Таким образом, «старые» жанры преобразуются вследствие необычной авторской точки зрения, позволяющей подойти к тем или иным событиям с разных сторон. Например, в стихотворении «Пир Петра Первого» Эркки Пеуранен вскрывает двойственность мотивов: с одной стороны, стихотворение является попыткой еще раз воздействовать на Николая, а с другой – укором царю. Однако конечный вывод оглашается слишком резко. «Теперь, – пишет автор, – мы можем взглянуть на стихотворение «Пир Петра Первого» с несколько иной точки зрения. Перечисленные подвиги и военные победы Петра выступают в стихотворении как награда за его милосердие» (стр. 46). Но ведь такой прямой зависимости в тексте нет. Пушкин перечисляет обычные поводы для царских праздников – военная победа, рождение царевича, именины царицы, бывшие предметом од. В один ряд с ними и даже выше их он ставит милосердие как необходимый атрибут царя и свойство человека, создавая свою оду милости и гуманности. Обусловленность же военных побед милостью, вопреки прочтению Эркки Пеуранена, в этом стихотворении Пушкина трудно отыскать. Другое дело, что и нравственное величие царя, не одушевляемого милосердием, как бы ни преуспел он в своих подвигах и победах, для Пушкина сомнительно и ущербно.

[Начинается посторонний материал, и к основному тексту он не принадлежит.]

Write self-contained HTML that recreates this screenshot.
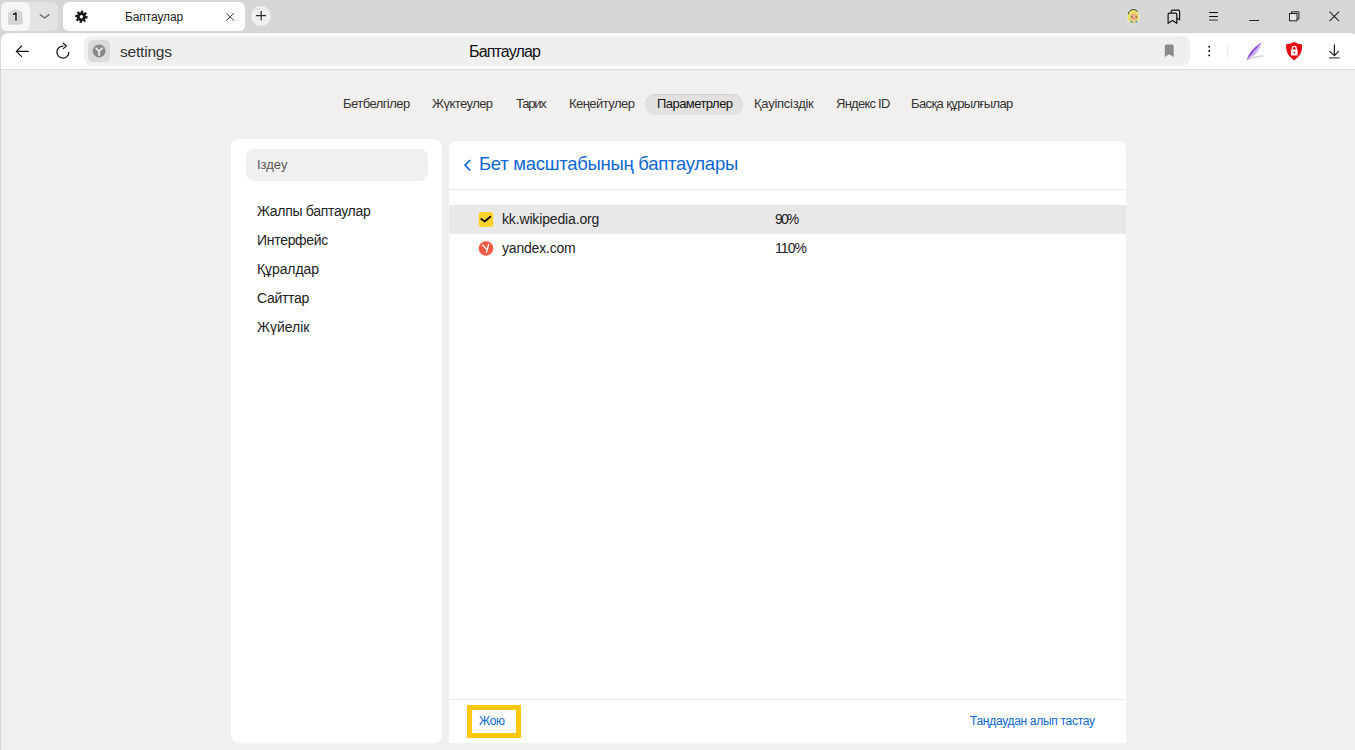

Убедительный, интересный и тонкий анализ в книге Эркки Пеуранена далеко не всегда свободен от неточностей. В полной мере это касается и стихотворения «К вельможе». С точки зрения финского ученого, дружелюбное и даже восторженное отношение Пушкина к адресату послания формально. Эркки Пеуранен полагает, что бездеятельная жизнь вельможи, его дань «ножкам и глазам» и неге южной страны, а не «важным событиям своего времени, свидетелем которых он явился, не может быть истолкована как исключительная хвала» (стр. 48) и что в этом заключены стилеобразующие функции послания, его необычность. Верно, что послание несет такие функции, но, олицетворяя в глазах Пушкина XVIII век, Юсупов не перестает быть живым и непосредственным адресатом и собеседником, в котором поэт чрезвычайно заинтересован, исторический и жизненный опыт которого он очень ценит. На это намекают заключительные строки послания. Пушкин нарушает традицию не тем, что лишает адресата, как думает Эркки Пеуранен, самостоятельного значения (в послании все обстоит как раз иначе), а тем, что отказывается от лести, от сатирических насмешек, обличения и от игривой интимности, сохраняя необходимую дистанцию, продиктованную и возрастом, и приличиями, и уважением к адресату.

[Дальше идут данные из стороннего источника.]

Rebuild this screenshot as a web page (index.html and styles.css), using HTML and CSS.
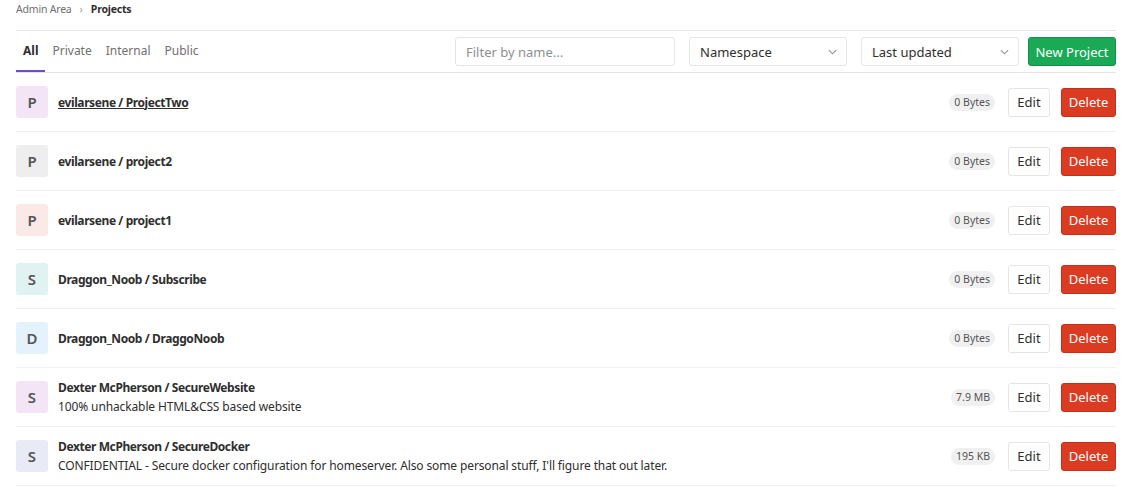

В послании человек XIX века стремится понять человека XVIII века, не становясь с ним на дружескую ногу, не оскорбляя ни чужого, ни своего достоинства. Тон благородной сдержанности определен не жанром послания, а именно адресатом, и этим пушкинское послание отличается от других разновидностей жанра. С этой точки зрения в пушкинском послании, конечно, нет никаких намеков, осуждающих Юсупова за его дань «ножкам и глазам» и неге южной страны. Мысль послания иная: Юсупов понял жизни цель, его волновали все впечатления жизни – и исторические потрясения, и музы, и философские беседы с просвещенными людьми, и женщины, и природа. Жизнь для Юсупова, в отличие от современного поколения, самоценна. В ней заключены ее цель и смысл. И потому вниманию князя она доступна целиком, без разделения на предметы низкие и высокие, на явления исторически значимые и сиюминутные ощущения и тревоги.

То, в чем Эркки Пеуранен видит осуждение или упрек, Пушкин осмысливает иначе, включая совсем в другую систему ценностных отношений.

Если принять ее, то несколько странными, исторически не оправданными окажутся и рассуждения автора о двусмысленной оценке Пушкиным юсуповского характера, о том, что Юсупов будто бы смотрел на мир без исторической перспективы, об иронической обрисовке адресата и некой приниженности его облика. Все это связано с какими-то досадными недоразумениями, вызванными, по всей вероятности, тем, что автор не нашел точного утла зрения. Иначе как понять его слова, будто Юсупов не является «героем послания» (стр. 50), что «бурная историческая жизнь прошла мимо вельможи» (стр. 54), тогда как Юсупов и был порождением и воплощением XVIII века с его живыми и устаревшими ценностями, обломком великой культуры, а его обитель хранила следы ее красоты и величия.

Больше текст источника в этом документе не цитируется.